Acevedo sponsored and voted for House Bill HB429 which as of June 1, 2008, removed the right of Illinois wine buyers to buy wine from out-of-state wine stores.

=== Electronic eavesdropping ===
Acevedo voted against HB 3944 which would have amended the electronic eavesdropping act to permit citizens to make recordings of a police officer "who is performing a public duty in a public place and any other person who is having a conversation with that law enforcement officer if the conversation is at a volume audible to the unassisted ear of the person who is making the recording."

=== Eminent domain ===
He voted against a bill that prohibits the use of eminent domain to acquire property for private ownership or control unless the acquisition is primarily for the benefit, use, or enjoyment of the public and is necessary for a public purpose. The bill states that unless proven otherwise, the use of eminent domain for private ownership or control of blighted areas, as defined, or by private utilities and railroads for any purpose meets these tests. The bill also requires the payment of reasonable relocation costs to individuals displaced by an eminent domain action. The bill also makes numerous other adjustments to eminent domain laws.

=== Energy ===
He sponsored House Bill 2971, which would remove language in Illinois law which says that new nuclear plants can not be built until a solution for storing tons of radioactive waste is found. Lifting the 20-year-old moratorium on the construction of new nuclear facilities in Illinois.

He voted for a bill that requires Illinois electric suppliers to grant consumers an electricity relief package. Grants ComEd and Ameren customers $976 in relief from 2007 to 2010 (Sec. 16-111.5A).

=== Firearms ===
He voted no on several firearm bills that would let law-abiding citizens protect themselves with a firearm. e.g.
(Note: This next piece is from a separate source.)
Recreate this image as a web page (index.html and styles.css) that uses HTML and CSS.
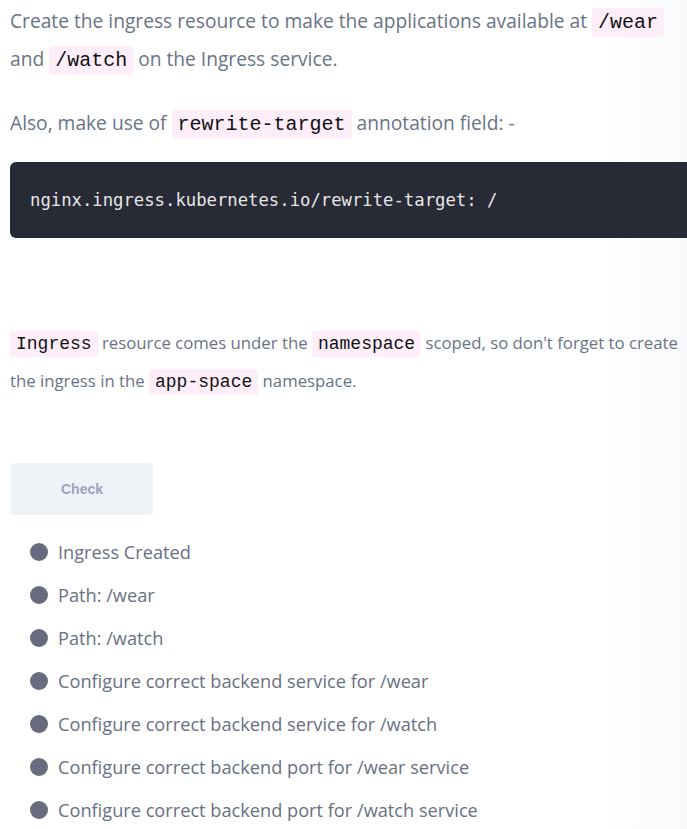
FILE: index.html
```html
<!DOCTYPE html>
<html>
<head>
<meta charset="utf-8">
<link rel="stylesheet" href="styles.css">
</head>
<body>
<div class="edge-shade"></div>
<main class="content">
  <p class="para lead">Create the ingress resource to make the applications available at <code class="chip">/wear</code> and <code class="chip">/watch</code> on the Ingress service.</p>
  <p class="para lead gap-top">Also, make use of <code class="chip">rewrite-target</code> annotation field: -</p>
  <pre class="codeblock"><code>nginx.ingress.kubernetes.io/rewrite-target: /</code></pre>
  <p class="para small"><code class="chip">Ingress</code> resource comes under the <code class="chip">namespace</code> scoped, so don't forget to create the ingress in the <code class="chip">app-space</code> namespace.</p>
  <button class="check-btn">Check</button>
  <ul class="checks">
    <li><span class="dot"></span>Ingress Created</li>
    <li><span class="dot"></span>Path: /wear</li>
    <li><span class="dot"></span>Path: /watch</li>
    <li><span class="dot"></span>Configure correct backend service for /wear</li>
    <li><span class="dot"></span>Configure correct backend service for /watch</li>
    <li><span class="dot"></span>Configure correct backend port for /wear service</li>
    <li><span class="dot"></span>Configure correct backend port for /watch service</li>
  </ul>
</main>
</body>
</html>
```
FILE: styles.css
```css
html, body {
  margin: 0;
  padding: 0;
  background: #ffffff;
  overflow: hidden;
}
body {
  font-family: "Open Sans", "Lato", sans-serif;
  color: #697386;
  width: 687px;
  height: 829px;
  position: relative;
}
.content {
  position: relative;
  z-index: 1;
  padding: 2px 0 0 10px;
}
.para {
  margin: 0;
}
.lead {
  font-size: 19.2px;
  line-height: 38px;
}
.gap-top {
  margin-top: 26px;
}
.small {
  font-size: 16.75px;
  line-height: 38px;
  margin-top: 86px;
}
.chip {
  font-family: "Liberation Mono", monospace;
  font-size: 20px;
  line-height: 20px;
  color: #111;
  background: #fdeefa;
  border-radius: 3px;
  padding: 3px 6px;
}
.small .chip {
  font-size: 18px;
  line-height: 18px;
  padding: 3px 6px;
}
.codeblock {
  box-sizing: border-box;
  margin: 20px 0 0 0;
  background: #282a36;
  border-radius: 6px 0 0 6px;
  padding: 24px 20px;
  height: 76px;
  width: 677px;
  font-family: "Liberation Mono", monospace;
  font-size: 17.25px;
  line-height: 28px;
  color: #e6e6e6;
}
.check-btn {
  display: block;
  margin-top: 63px;
  margin-left: 1px;
  width: 142px;
  height: 52px;
  border: none;
  border-radius: 4px;
  background: #eff3f8;
  color: #9aa2bd;
  font-family: "Liberation Sans", "Lato", sans-serif;
  font-weight: 700;
  font-size: 14px;
}
.checks {
  list-style: none;
  margin: 15px 0 0 0;
  padding: 0 0 0 20px;
}
.checks li {
  display: flex;
  align-items: center;
  gap: 10px;
  height: 43px;
  font-size: 18.2px;
  color: #697083;
}
.dot {
  width: 18px;
  height: 18px;
  border-radius: 50%;
  background: #676b7d;
  flex: none;
}
.edge-shade {
  position: absolute;
  z-index: 0;
  top: 0;
  right: 0;
  width: 90px;
  height: 829px;
  background: linear-gradient(to right, rgba(240,242,246,0), rgba(240,242,246,0.4));
  pointer-events: none;
}
```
HB-148-The Family and Personal Protection Act (Which has been endorsed by the Chicago Police Lieutenants Association)& HR0550-Firearm Public Awareness, but Mr. Acevedo carries a firearm to protect himself and his family.
Voted 'yes' to several safety bills to crack down on individuals who sell firearms without a license.

=== Healthcare ===
He did not vote on HB 5285 a bill that would allow for the extending parental health insurance to unmarried dependents.

=== Immigration ===
He voted for a bill that allows the Secretary of State to issue driver's certificates to an applicant who is an immigrant residing in this State, is ineligible to obtain a social security number, and is ineligible to receive a driver's license.

=== Property taxes ===
He did not vote on HB 4201 which would create a property tax exemption for disabled veterans.

=== Transportation ===
Acevedo voted to concur with the Governor's amendment which proposed that any fixed route public transportation services provided by the Chicago Transit Authority, the Commuter Rail Board, the Suburban Bus Board, all Local Mass Districts, and certain participants in the Downstate Public Transportation Fund shall be provided without charge to senior citizens aged 65 and older, subject to certain residency requirements and under conditions determined by the transit board.
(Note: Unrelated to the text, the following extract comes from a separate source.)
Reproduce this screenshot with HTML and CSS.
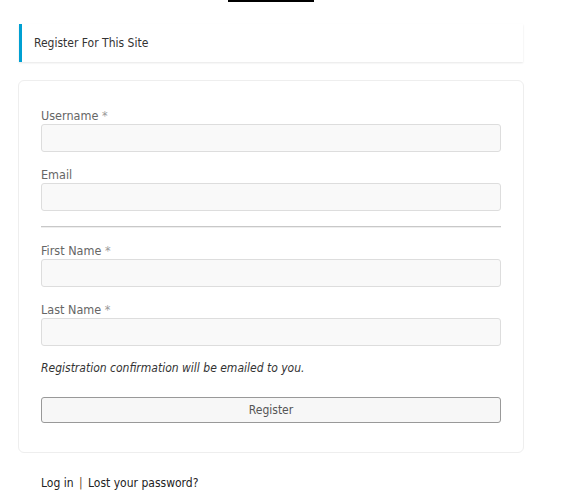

He voted yes to fund the Regional Transportation Authority through the motor fuel tax. This bill redirects 80 percent of the revenue collected from the 6.25 percent tax on motor fuel in the six Regional Transportation Authority (RTA) counties (Cook, DuPage, Kane, Lake, McHenry, and Will) to the Public Transportation Fund [sec. 4.09 (a)(2)].
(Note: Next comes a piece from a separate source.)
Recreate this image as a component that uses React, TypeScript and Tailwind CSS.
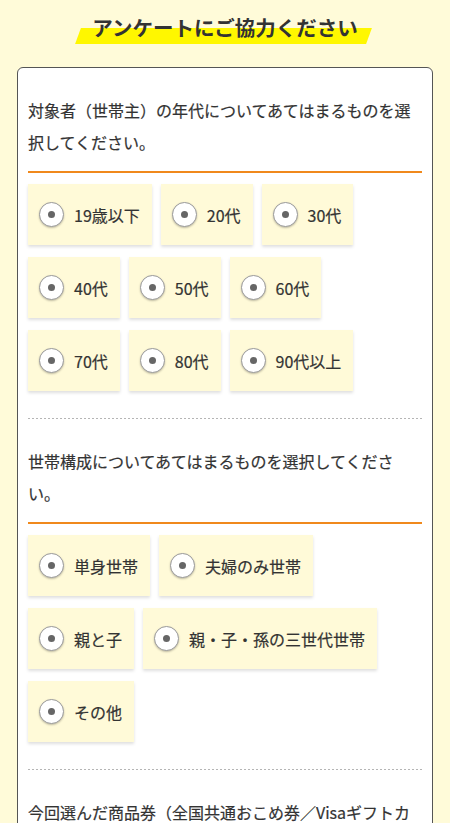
const FONT = '"Noto Sans CJK JP", "Noto Sans", sans-serif';

type Question = {
  text: string;
  options: string[];
};

const QUESTIONS: Question[] = [
  {
    text: '対象者（世帯主）の年代についてあてはまるものを選択してください。',
    options: ['19歳以下', '20代', '30代', '40代', '50代', '60代', '70代', '80代', '90代以上'],
  },
  {
    text: '世帯構成についてあてはまるものを選択してください。',
    options: ['単身世帯', '夫婦のみ世帯', '親と子', '親・子・孫の三世代世帯', 'その他'],
  },
  {
    text: '今回選んだ商品券（全国共通おこめ券／Visaギフトカード）を選んだ理由を教えてください。',
    options: ['お米が好きだから', '使いやすいから'],
  },
];

function RadioOption({ label }: { label: string }) {
  return (
    <label className="flex h-[61px] items-center gap-2.5 bg-[#fffad8] px-[11px] shadow-[0_2px_3px_rgba(0,0,0,0.13)]">
      <span className="flex h-[25px] w-[25px] items-center justify-center rounded-full border border-[#9a9a9a] bg-white shadow-[0_1px_2px_rgba(0,0,0,0.25)]">
        <span className="h-[7px] w-[7px] rounded-full bg-[#666]" />
      </span>
      <span className="pr-px text-base text-[#333] [-webkit-text-stroke:0.2px_#333]">{label}</span>
    </label>
  );
}

function QuestionBlock({ q }: { q: Question }) {
  return (
    <div className="pt-[26px] pb-[27px]">
      <p className="text-base leading-8 text-[#333] [-webkit-text-stroke:0.2px_#333]">{q.text}</p>
      <div className="mt-[13px] h-[2px] bg-[#f0891c]" />
      <div className="mt-[11px] flex flex-wrap gap-x-[9px] gap-y-3">
        {q.options.map((o) => (
          <RadioOption key={o} label={o} />
        ))}
      </div>
    </div>
  );
}

export default function App() {
  return (
    <div className="min-h-screen bg-[#fffbd9] px-[17px] pt-[13px] pb-10" style={{ fontFamily: FONT }}>
      <div className="flex justify-center">
        <div className="relative px-4">
          <span className="absolute left-[2px] right-[4px] top-[15px] h-[16px] -skew-x-[20deg] bg-[#fff700]" />
          <h1 className="relative text-[20.5px] leading-7 font-bold text-[#333]">アンケートにご協力ください</h1>
        </div>
      </div>

      <div className="mt-[26px] rounded-md border border-[#555] bg-white px-[10px]">
        {QUESTIONS.map((q, i) => (
          <div key={i}>
            {i > 0 && (
              <div className="h-px bg-[repeating-linear-gradient(90deg,#b5b5b5_0_2px,transparent_2px_4px)]" />
            )}
            <QuestionBlock q={q} />
          </div>
        ))}
      </div>
    </div>
  );
}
He also voted yes to pass a bill that amends the Regional Transportation Authority Act by increasing the rate of taxes the Authority is allowed to impose and requiring the Authority to provide oversight of the Service Boards. This bill also designates funds for the support and improvement of public transportation.
- Allows the City of Chicago to impose a real estate transfer tax of up to $1.50 per $500 of value [Sec. 3–2.3(E)].
- Allows for a 0.25% increase in the sales tax in the Chicago metropolitan area [Sec. 4.03(e-g)].
- Outlines the distribution of tax revenues to various Service Boards (Sec. 4.03.3).

=== Veteran Affairs ===
He did not vote on HB 4201 which would create a property tax exemption for disabled veterans.

==Tax evasion case==
On December 14, 2021, Acevedo pled guilty to dodging $37,000 in taxes over a period of three years. On March 23, 2022, Acevedo received a six month prison sentence. At the time of his sentencing, it also acknowledged that this tax evasion case against Acevodo was also tied to the same investigation which led to the then-recent indictment of renowned former Illinois Speaker of the House Michael Madigan.

==Health problems==
In December 2024, Acevedo was confirmed to now suffer from seizures due to epilepsy, high blood pressure and congestive heart failure. A photo of him walking into the Dirksen Federal Courthouse while testifying as a defense witness in trial of Michael Madigan also showed that Acevedo used a walker during this time.